I was recently reminded of the five great questions management guru Peter Drucker created for his foundation’s work with non-profit organizations:
- What is our mission?
- Who is our customer?
- What does the customer value?
- What are our results?
- What is our plan?
With minor tweaks, they are equally as valuable for for-profit companies to answer for themselves. Here is how we recommend revising the questions for success in for-profit businesses.
What is our mission?
Don’t let this question get you contemplating having a mission statement. A mission statement does not a marketing strategy make. With a for-profit company, ask instead, what are the core principles by which the business operates? At the end of the day, what is most important to the company owners and/or management? What is the company culture? In order to be successful, a company’s brand — and therefore its marketing message — needs to be build on these fundamentals.
You see, unless the brand promise is true to the core principles of the company, it is unlikely to come through on its promise and provide customer experiences that are consistent with its desired brand image. If a company does not deliver on its brand promise (or any promise, for that matter), that is disastrous to its credibility.
Who is our customer?
Determining who your target customers or clients are is prerequisite to developing your branding and marketing strategies. Even your product strategies.
Some companies go so far as to personify their target groups, assigning each a name, gender, age, and other characteristics.
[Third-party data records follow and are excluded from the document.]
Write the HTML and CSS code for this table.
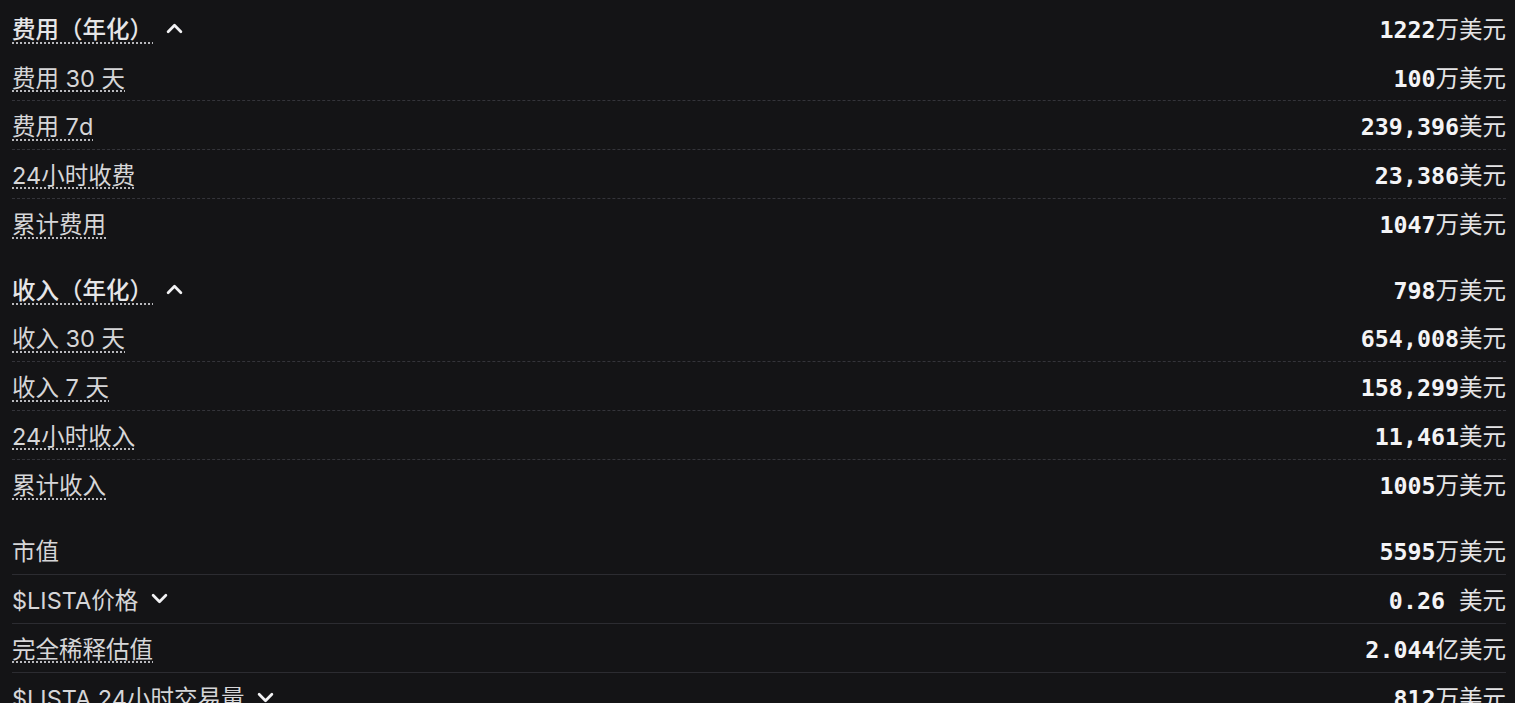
FILE: index.html
```html
<!DOCTYPE html>
<html lang="zh">
<head>
<meta charset="utf-8">
<link rel="stylesheet" href="styles.css">
</head>
<body>
<div class="panel">
  <section class="group dashed">
    <div class="row head">
      <span class="label"><span class="tip">费用（年化）</span><svg class="chev" viewBox="0 0 16 10"><path d="M2 8 L8 2 L14 8"/></svg></span>
      <span class="val"><b>1222</b>万美元</span>
    </div>
    <div class="row"><span class="label"><span class="tip">费用 30 天</span></span><span class="val"><b>100</b>万美元</span></div>
    <div class="row"><span class="label"><span class="tip">费用 7d</span></span><span class="val"><b>239,396</b>美元</span></div>
    <div class="row"><span class="label"><span class="tip">24小时收费</span></span><span class="val"><b>23,386</b>美元</span></div>
    <div class="row"><span class="label"><span class="tip">累计费用</span></span><span class="val"><b>1047</b>万美元</span></div>
  </section>
  <section class="group dashed">
    <div class="row head">
      <span class="label"><span class="tip">收入（年化）</span><svg class="chev" viewBox="0 0 16 10"><path d="M2 8 L8 2 L14 8"/></svg></span>
      <span class="val"><b>798</b>万美元</span>
    </div>
    <div class="row"><span class="label"><span class="tip">收入 30 天</span></span><span class="val"><b>654,008</b>美元</span></div>
    <div class="row"><span class="label"><span class="tip">收入 7 天</span></span><span class="val"><b>158,299</b>美元</span></div>
    <div class="row"><span class="label"><span class="tip">24小时收入</span></span><span class="val"><b>11,461</b>美元</span></div>
    <div class="row"><span class="label"><span class="tip">累计收入</span></span><span class="val"><b>1005</b>万美元</span></div>
  </section>
  <section class="group solid">
    <div class="row"><span class="label">市值</span><span class="val"><b>5595</b>万美元</span></div>
    <div class="row"><span class="label">$LISTA价格<svg class="chev" viewBox="0 0 16 10"><path d="M2 2 L8 8 L14 2"/></svg></span><span class="val"><b>0.26 </b>美元</span></div>
    <div class="row"><span class="label"><span class="tip">完全稀释估值</span></span><span class="val"><b>2.044</b>亿美元</span></div>
    <div class="row"><span class="label">$LISTA 24小时交易量<svg class="chev" viewBox="0 0 16 10"><path d="M2 2 L8 8 L14 2"/></svg></span><span class="val"><b>812</b>万美元</span></div>
  </section>
</div>
</body>
</html>
```
FILE: styles.css
```css
html, body {
  margin: 0;
  padding: 0;
  background: #141416;
  height: 703px;
  overflow: hidden;
}
body {
  font-family: "Inter", "Noto Sans CJK SC", sans-serif;
  color: #d6d6d8;
}
.panel {
  padding: 4px 9px 0 12px;
  display: flex;
  flex-direction: column;
  gap: 17.5px;
}
.group {
  display: flex;
  flex-direction: column;
}
.row {
  height: 48.7px;
  display: flex;
  align-items: center;
  justify-content: space-between;
  box-sizing: border-box;
  font-size: 23.5px;
}
.dashed .row:not(.head):not(:last-child) {
  border-bottom: 1px dashed #34343a;
}
.solid .row {
  height: 49px;
}
.solid .row:not(:last-child) {
  border-bottom: 1px solid #2c2c31;
}
.label {
  display: flex;
  align-items: center;
  gap: 13px;
}
.tip {
  text-decoration: underline dotted #b8b8bc;
  text-decoration-thickness: 2px;
  text-underline-offset: 4px;
}
.head .label {
  color: #e6e6e8;
  font-weight: 500;
}
.chev {
  width: 17px;
  height: 11px;
  fill: none;
  stroke: #f2f2f4;
  stroke-width: 2.6;
  stroke-linecap: round;
  stroke-linejoin: round;
}
.val {
  color: #e4e4e6;
  font-size: 23.5px;
}
.val b {
  font-family: "DejaVu Sans Mono", monospace;
  font-weight: bold;
  color: #f4f4f6;
  font-size: 23.3px;
  white-space: pre;
}
```
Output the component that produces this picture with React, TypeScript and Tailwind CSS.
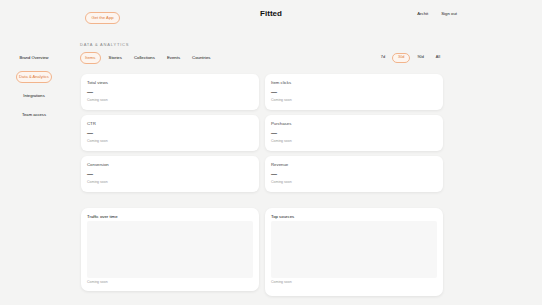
import React from "react";

const font = { fontFamily: '"Liberation Sans", Arial, sans-serif' };

function StatCard({ label }: { label: string }) {
  return (
    <div className="h-[36px] rounded-[6px] bg-white px-[6px] pt-[6px] shadow-[0_1px_3px_rgba(0,0,0,0.07)]">
      <div className="text-[4.3px] leading-[5px] text-[#444]">{label}</div>
      <div className="mt-[4px] text-[6px] font-bold leading-[6px] text-[#222]">—</div>
      <div className="mt-[3px] text-[3.5px] leading-[4px] text-[#999]">Coming soon</div>
    </div>
  );
}

function ChartCard({ title, tall }: { title: string; tall?: boolean }) {
  return (
    <div
      className={
        "rounded-[7px] bg-white px-[6px] pt-[6px] shadow-[0_1px_3px_rgba(0,0,0,0.08)] " +
        (tall ? "pb-[12px]" : "pb-[7px]")
      }
    >
      <div className="text-[4.3px] leading-[5px] text-[#111]">{title}</div>
      <div className="mt-[2px] h-[57px] rounded-[2px] bg-[#f7f7f7]" />
      <div className="mt-[2px] text-[3.5px] leading-[4px] text-[#999]">Coming soon</div>
    </div>
  );
}

export default function App() {
  const tabs = ["Items", "Stories", "Collections", "Events", "Countries"];
  const ranges = ["7d", "30d", "90d", "All"];
  return (
    <div className="min-h-[305px] w-[542px] bg-[#f4f4f3]" style={font}>
      <header className="mx-auto grid h-[28px] w-[372px] grid-cols-3 items-center">
        <div>
          <span className="inline-flex h-[12px] w-[35px] items-center justify-center rounded-full border border-[#f2b48c] bg-[#fdf5ef] text-[4.2px] text-[#e07b3a]">
            Get the App
          </span>
        </div>
        <div className="text-center text-[8px] font-bold leading-[10px] text-[#111]">Fitted</div>
        <div className="flex items-center justify-end gap-[13px] text-[4.3px] text-[#222]">
          <span>Archit</span>
          <span>Sign out</span>
        </div>
      </header>
      <div className="flex">
        <aside className="flex w-[68px] flex-col items-center gap-[7px] pt-[24px]">
          <div className="flex h-[12px] items-center text-[4.1px] text-[#111]">Brand Overview</div>
          <div className="flex h-[12px] items-center rounded-full border border-[#f2b48c] bg-[#fdf5ef] px-[2px] text-[4.1px] text-[#e07b3a]">
            Data &amp; Analytics
          </div>
          <div className="flex h-[12px] items-center text-[4.1px] text-[#111]">Integrations</div>
          <div className="flex h-[12px] items-center text-[4.1px] text-[#111]">Team access</div>
        </aside>
        <main className="ml-[12px] w-[365px] pt-[14px]">
          <div className="text-[4px] leading-[6px] tracking-[0.2em] text-[#888]">DATA &amp; ANALYTICS</div>
          <div className="mt-[4px] flex h-[12px] items-center justify-between">
            <div className="flex items-center gap-[4px]">
              {tabs.map((t, i) => (
                <span
                  key={t}
                  className={
                    "flex h-[12px] items-center rounded-full px-[4px] text-[4.3px] " +
                    (i === 0
                      ? "border border-[#f2b48c] bg-[#fdf5ef] text-[#e07b3a]"
                      : "text-[#111]")
                  }
                >
                  {t}
                </span>
              ))}
            </div>
            <div className="flex items-center gap-[2px]">
              {ranges.map((r, i) => (
                <span
                  key={r}
                  className={
                    "flex h-[10px] items-center rounded-full px-[5px] text-[3.8px] " +
                    (i === 1
                      ? "border border-[#f2b48c] bg-[#fdf5ef] text-[#e07b3a]"
                      : "text-[#222]")
                  }
                >
                  {r}
                </span>
              ))}
            </div>
          </div>
          <div className="mt-[10px] grid grid-cols-2 gap-x-[6px] gap-y-[5px] pl-[1px] pr-[2px]">
            <StatCard label="Total views" />
            <StatCard label="Item clicks" />
            <StatCard label="CTR" />
            <StatCard label="Purchases" />
            <StatCard label="Conversion" />
            <StatCard label="Revenue" />
          </div>
          <div className="mt-[16px] grid grid-cols-2 items-start gap-x-[6px] pl-[1px] pr-[2px]">
            <ChartCard title="Traffic over time" />
            <ChartCard title="Top sources" tall />
          </div>
        </main>
      </div>
    </div>
  );
}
What does the customer value?
Next it is important to determine what each target persona values in terms of your product or service area.
One important part of our work with clients is to help them see their businesses from the customer’s or client’s point of view. This is essential in marketing. This may seem obvious, but the day-to-day pressures of running a business and trying to keep it profitable, these sorts of insights can be overlooked or forgotten.
You have to know who your customers are and what is important to them about what you provide! The value you provide clients or customers is obvious to you. But that doesn’t mean your prospective customers get it.
We see the results of this all the time: Marketing copy that is written from the company’s point of view. Websites that leave us unclear on whether or not the company really does what we are looking for. Advertisements that leave us flat. Salesmen who try to sell without first understanding what we want or need.
What are our results and what is our plan?
The business news has been replete with stories of companies cutting costs to boost margins. Their results weren’t what Wall Street was looking for, so they found ways to cut more costs. Well, that’s one type of result and plan.
Then take the rare companies like Apple. Apple didn’t grow to be the world’s most valuable company just by cutting costs, they did it by creating innovative products and building a uniquely desirable brand around them with brilliant marketing.
In addition to a business strategy and plan, companies need a marketing strategy and plan as well. They are equally important to a company’s success. And it all needs to be built around a keen understanding of the company’s fundamental values and insight into its customers.